Sounds simple, right?

However, students don’t need to master every specific proficiency criterion. The passport’s criteria are examples of the “behaviors that a student will display when she has attained adequate proficiency to succeed in her academic endeavors after transferring to another passport institution,” according to WICHE’s website.

The next step is transfer. Say the student earned her proficiency at Utah’s Salt Lake Community College by receiving a grade of “C” or better in math 1040, which is statistics. She could then use the passport to transfer to the University of Utah and earn credit from the university for math 1030, which is quantitative literacy.

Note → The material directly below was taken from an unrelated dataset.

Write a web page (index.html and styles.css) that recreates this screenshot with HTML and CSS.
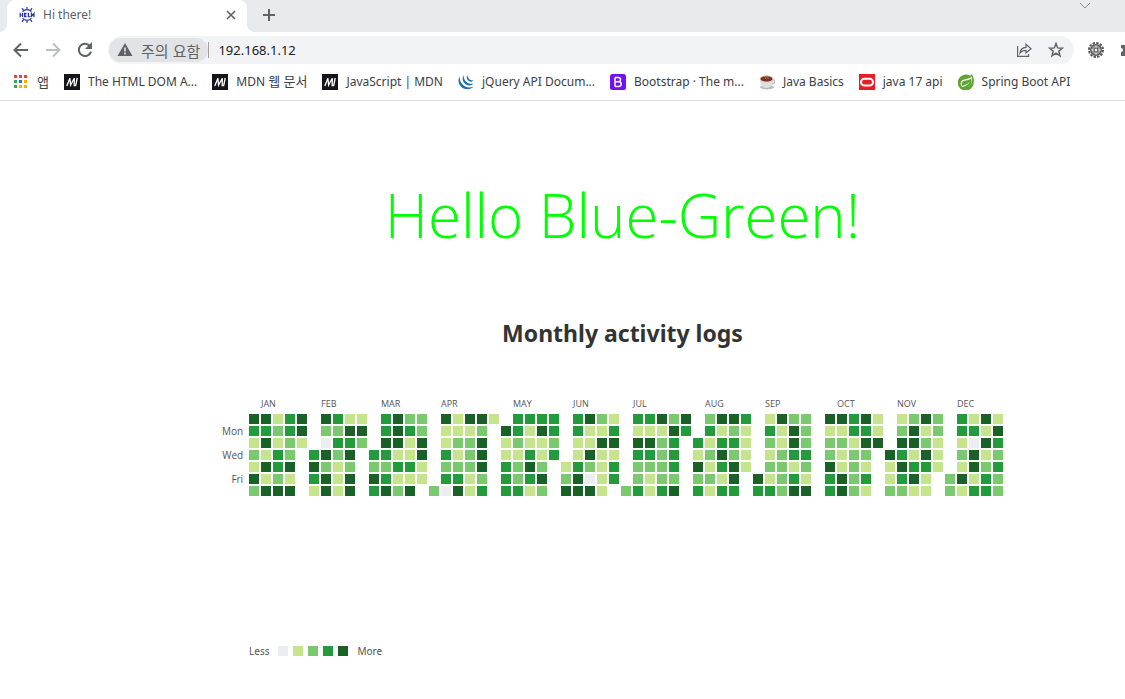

Participating institutions plan to do plenty of heavy lifting to track how the passport shakes out. They will collect data about transfer students in the pilot project and plan to send that information to the National Student Clearinghouse. (Utah State University is serving as the passport's central data repository for now.) This will allow colleges to test how the students who received credit under the passport performed in subsequent courses, and to compare their performance to other students.

Several experts involved in the work think the approach to transfer has the potential for much wider adoption.

College transcripts are woefully inadequate at depicting student learning, said O’Connell, citing a widely held belief. He said the passport, however, is a “way of organizing what students know instead of what we told them.”

Many forces are pushing higher education to a more outcomes-based approach. As a result, O’Connell said the broader use of proficiencies for transfer credit is not only feasible, but “in a sense inevitable.”